Whole Roasted Sage Brown Butter Chicken, is a stunning man dish that’s delightfully tender, juicy, and utterly delicious that’s deceptively simple to prepare. Pair it with thinly sliced sweet potatoes, which crisp up at the edges, and you’ve got yourself a 2-in-1 dish that’s perfect for the entire autumn and winter season.

This recipe offers two valuable takeaways: the art of crafting a flavorful compound butter and the simplicity of roasting a whole chicken. I used to think that roasting a whole chicken was a daunting task, but it turns out it’s much easier than it appears. The benefits far outweigh the time investment because you’ll have an ample supply of chicken for various dishes over the next few days.
One of my secrets to achieving flavor-packed yet effortless cooking is ensuring that every ingredient layer is of high quality and well-seasoned. Instead of using plain, yet delicious, butter, making a compound butter can truly elevate any dish. Additionally, having it on hand in your fridge for weeks is a game-changer, making it worth the extra minutes of preparation, especially for those moments when you need a flavor boost in a hurry.

Here’s the list of ingredients for the Sage Brown Butter Whole Roasted Chicken recipe:
- Whole Chicken: Opt for Organic, Antibiotic-Free, and Hormone-Free chicken, ideally Cage-Free and Free-Range, weighing between 3-4 pounds. While it may be the pricier option on the shelf, in America, the lower the price of meat the lower quality it is, and for bad for our health. It’s crucial to prioritize high-quality food whenever possible.
- Sweet Potatoes: While you can use any potato variety you prefer in place of sweet potatoes, I find they pair exceptionally well with the nutty flavor of brown butter and add a unique touch.
- Fresh Sage and Thyme: I rarely prepare a dish without an abundance of aromatics. These two robust, woodsy herbs, commonly used in Mediterranean cooking, are perfect for infusing a cozy roasted dish like this with delightful flavors.
If you decide to create the compound butter, here are the necessary ingredients:
- Butter: For this, I highly recommend using top-quality butter, preferably imported from Europe. Grass-fed, and if feasible, grass-finished butter is typically the best choice.
- Sage: As a member of the mint family, sage contributes an earthy, sweet yet savory flavor that complements heavy, robust dishes like this one perfectly.

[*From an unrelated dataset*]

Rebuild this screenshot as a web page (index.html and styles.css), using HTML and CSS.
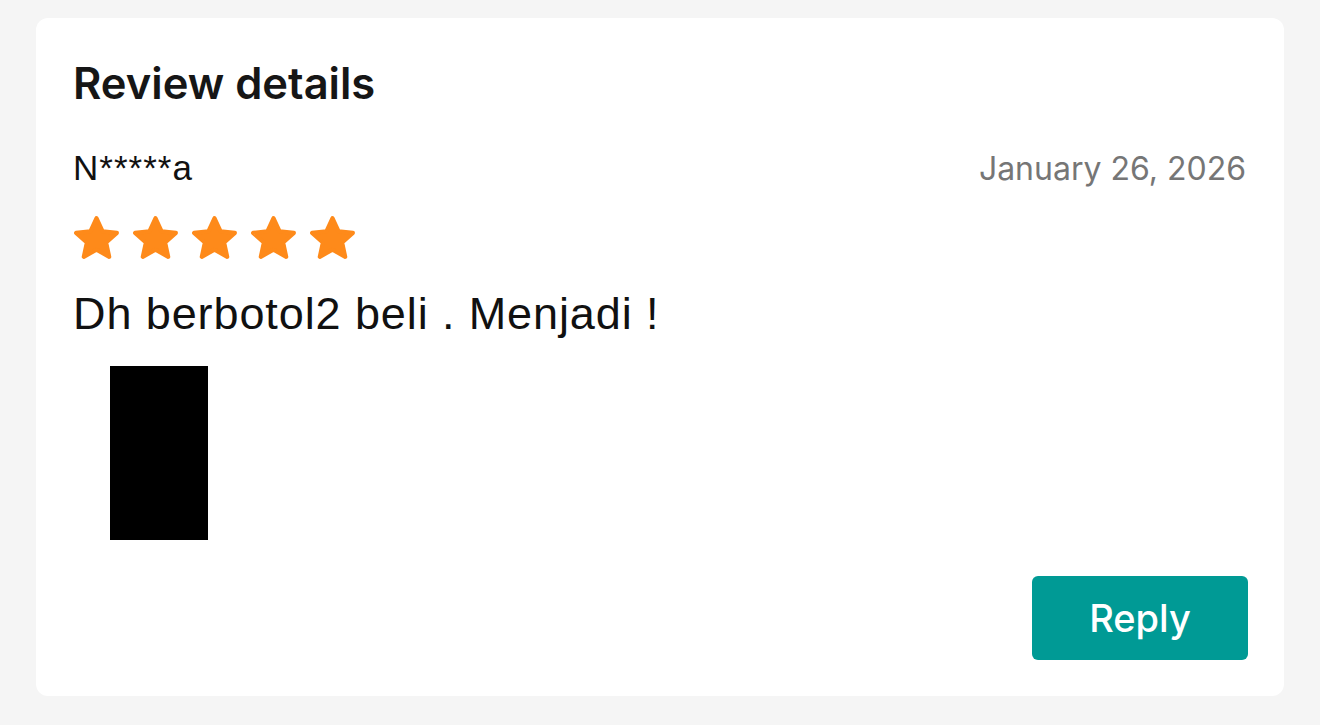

Sage Brown Butter Roasted Chicken and Sweet Potatoes
Ingredients
- 3 1/2–4-pound whole chicken
- salt
- 1–1/2 pounds sweet potatoes, scrubbed, thinly sliced rounds
- 3 tablespoons sage brown butter, softened
- 1 tablespoon thyme leaves
- 1 tablespoon sage, chopped
- 1 tablespoon extra virgin olive oil
Brown Butter
- 8oz unsalted butter
- 6–8 sage leaves
- pinch of salt
Instructions
- For the sage brown butter add the sage and stick of butter to a pot over medium-low heat. Melt the butter and stir every so often until the milk solids begin to caramelize and a simmering begins. Once the butter turns a golden amber color and smells nutty and toasty (which happened very quickly). Pull the butter from the stove, remove the sage leaves, and add it to another bowl sitting over a big bowl of ice water. Whisk the butter until it rehardes and turns to a whipped smooth butter consistency.
- For the chicken, pat it dry with paper towels and season generously with salt, inside and out then let the chicken sit at room temperature for an hour.
- Preheat oven to 425° and place your cast iron skillet in the middle to preheat as well.
- In a bowl add the sliced sweet potatoes, 1 tablespoon of melted sage brown butter, the chopped sage and thyme, a big pinch of salt and oil then toss.
- Once the oven is ready, pat the chicken dry again, take 2 tablespoons of the softened sage butter, and rub it all over the exterior of the chicken. Carefully remove the skillet from the oven and place the chicken in the center and the sliced potatoes all around the chicken.
- Roast for about an hour or until the potatoes are roasted golden brown and the chicken s firm to the touch. (You can check the thickest part of the breasts with a thermometer for 155° as the temperature will climb to 165° as the chicken rests). Let chicken rest in skillet for at least 20 minutes and up to 45 minutes.
- Transfer the chicken to a cutting board and carve. Serve with potatoes.